I want to get back to sharing more of my life here in Florida. Write about things that happen throughout my day.
Or what I wish was happening. My life right now is one big “BORE”. I bore myself . I miss the person who moved to Florida after Bobby died, determined to find a way through the darkness of his life. I gave up everything to move here. Literally, I moved here with only a few suitcases.
I have stories to tell. To share.
Everything I did was done for Danny and I. We were such a team back then.
We worked 60 plus hours a week. We thrived. Took nightly drives. Went fishing. Took the boat out. Went on hikes. Watched the sun go down together at the bridge and watched it come up again over Lake Kissimmee.
We made love everywhere. Had such fun. Laughed and cried. We were so connected.
For years we worked together. Played together. Loved together. And almost at once things started changing.
I have always loved being by myself. I thrived then as much as I did when we were together.
Somewhere along the way, I lost that ability to be constant here at home. Yet, I long for more time alone.
I long for Danny to go to work. I dread him coming home. I never know if I will get Quality Time with him before he heads to his computer room and totally shuts me out. I don’t like not knowing if he will spend any time with me .
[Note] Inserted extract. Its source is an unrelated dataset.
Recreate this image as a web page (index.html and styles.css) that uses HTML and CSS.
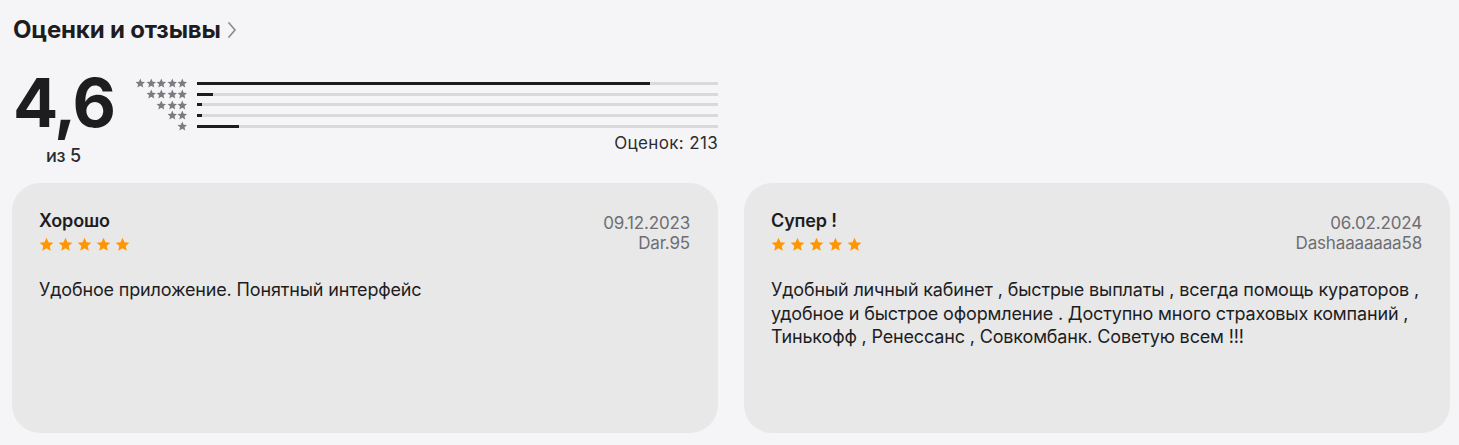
FILE: index.html
```html
<!DOCTYPE html>
<html lang="ru">
<head>
<meta charset="utf-8">
<title>Оценки и отзывы</title>
<link rel="stylesheet" href="styles.css">
</head>
<body>
<svg class="defs" width="0" height="0" aria-hidden="true">
  <defs>
    <symbol id="star" viewBox="0 0 24 24">
      <path d="M12 1.2l3.2 7.1 7.7.8-5.8 5.2 1.7 7.6L12 17.9l-6.8 4 1.7-7.6-5.8-5.2 7.7-.8z"/>
    </symbol>
  </defs>
</svg>
<main class="page">
  <h2 class="section-title">Оценки и отзывы <svg class="chev" viewBox="0 0 10 18"><path d="M2 2l6 7-6 7"/></svg></h2>

  <section class="summary">
    <div class="score">
      <div class="score-value">4,6</div>
      <div class="score-of">из 5</div>
    </div>
    <div class="histogram">
      <div class="hrow">
        <div class="hstars"><svg><use href="#star"/></svg><svg><use href="#star"/></svg><svg><use href="#star"/></svg><svg><use href="#star"/></svg><svg><use href="#star"/></svg></div>
        <div class="track"><div class="fill" style="width:87%"></div></div>
      </div>
      <div class="hrow">
        <div class="hstars"><svg><use href="#star"/></svg><svg><use href="#star"/></svg><svg><use href="#star"/></svg><svg><use href="#star"/></svg></div>
        <div class="track"><div class="fill" style="width:3%"></div></div>
      </div>
      <div class="hrow">
        <div class="hstars"><svg><use href="#star"/></svg><svg><use href="#star"/></svg><svg><use href="#star"/></svg></div>
        <div class="track"><div class="fill" style="width:1%"></div></div>
      </div>
      <div class="hrow">
        <div class="hstars"><svg><use href="#star"/></svg><svg><use href="#star"/></svg></div>
        <div class="track"><div class="fill" style="width:1%"></div></div>
      </div>
      <div class="hrow">
        <div class="hstars"><svg><use href="#star"/></svg></div>
        <div class="track"><div class="fill" style="width:8%"></div></div>
      </div>
      <div class="count">Оценок: 213</div>
    </div>
  </section>

  <section class="reviews">
    <article class="card">
      <div class="card-head">
        <div>
          <h3 class="card-title">Хорошо</h3>
          <div class="stars"><svg><use href="#star"/></svg><svg><use href="#star"/></svg><svg><use href="#star"/></svg><svg><use href="#star"/></svg><svg><use href="#star"/></svg></div>
        </div>
        <div class="meta">
          <div>09.12.2023</div>
          <div>Dar.95</div>
        </div>
      </div>
      <p class="card-body">Удобное приложение. Понятный интерфейс</p>
    </article>
    <article class="card">
      <div class="card-head">
        <div>
          <h3 class="card-title">Супер !</h3>
          <div class="stars"><svg><use href="#star"/></svg><svg><use href="#star"/></svg><svg><use href="#star"/></svg><svg><use href="#star"/></svg><svg><use href="#star"/></svg></div>
        </div>
        <div class="meta">
          <div>06.02.2024</div>
          <div>Dashaaaaaaa58</div>
        </div>
      </div>
      <p class="card-body">Удобный личный кабинет , быстрые выплаты , всегда помощь кураторов , удобное и быстрое оформление . Доступно много страховых компаний , Тинькофф , Ренессанс , Совкомбанк. Советую всем !!!</p>
    </article>
  </section>
</main>
</body>
</html>
```

FILE: styles.css
```css
* { box-sizing: border-box; }
html, body { margin: 0; }
body {
  background: #f5f5f7;
  color: #1d1d1f;
  font-family: Inter, "Liberation Sans", sans-serif;
  letter-spacing: -0.01em;
}
.defs { position: absolute; }
.page { padding: 16px 9px 0 12px; }

.section-title {
  margin: 0 0 0 1px;
  font-size: 24px;
  line-height: 28px;
  font-weight: 700;
  display: flex;
  align-items: center;
  gap: 6px;
}
.chev { width: 10px; height: 18px; fill: none; stroke: #8e8e93; stroke-width: 1.8; stroke-linecap: round; stroke-linejoin: round; }

.summary {
  display: flex;
  align-items: flex-start;
  margin-top: 23px;
}
.score {
  width: 103px;
  display: flex;
  flex-direction: column;
  align-items: center;
}
.score-value {
  font-size: 67px;
  font-weight: 700;
  line-height: 72px;
  letter-spacing: -0.03em;
}
.score-of {
  font-size: 18px;
  font-weight: 500;
  line-height: 20px;
  color: #2c2c2e;
  margin-top: 7px;
}
.histogram {
  width: 583px;
  margin-left: 20px;
  padding-top: 11px;
}
.hrow {
  display: flex;
  align-items: center;
  height: 10.75px;
}
.hstars {
  width: 53px;
  display: flex;
  justify-content: flex-end;
  fill: #7c7c80;
}
.hstars svg { width: 10.6px; height: 10.5px; }
.track {
  flex: 1;
  margin-left: 9px;
  height: 3px;
  background: #d9d9dc;
}
.fill { height: 3px; background: #1d1d1f; }
.count {
  text-align: right;
  font-size: 17px;
  line-height: 20px;
  letter-spacing: 0.02em;
  color: #2c2c2e;
  margin-top: 1px;
}

.reviews {
  display: grid;
  grid-template-columns: 1fr 1fr;
  gap: 26px;
  margin-top: 17px;
}
.card {
  height: 250px;
  background: #e8e8e8;
  border-radius: 28px;
  padding: 27px 28px 20px 27px;
}
.card-head {
  display: flex;
  justify-content: space-between;
  align-items: flex-start;
}
.card-title {
  margin: 0;
  font-size: 18px;
  font-weight: 600;
  line-height: 22px;
}
.stars {
  display: flex;
  gap: 4px;
  fill: #ff9500;
  margin-top: 5px;
}
.stars svg { width: 15px; height: 15px; }
.meta {
  margin-top: 3px;
  text-align: right;
  font-size: 17px;
  line-height: 20px;
  color: #6e6e73;
}
.card-body {
  margin: 25px 0 0;
  font-size: 18px;
  line-height: 23.5px;
}
```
Or if all of a sudden, usually in the wee hours of the morning (2:30 -3;00 AM or later) he will breeze through the kitchen and just start talking.
USUALLY about things I would rather not talk about ….let alone in the middle of the night.
I dread the fights we often have because I will eventually say something he takes the wrong way… Or I finally just get tired of the negative / repetitive ramblings of someone who has had too much too drink and yell at him to just stop.
I don’t think I had ever yelled at anyone till I met Danny. I know I had never really been yelled at before.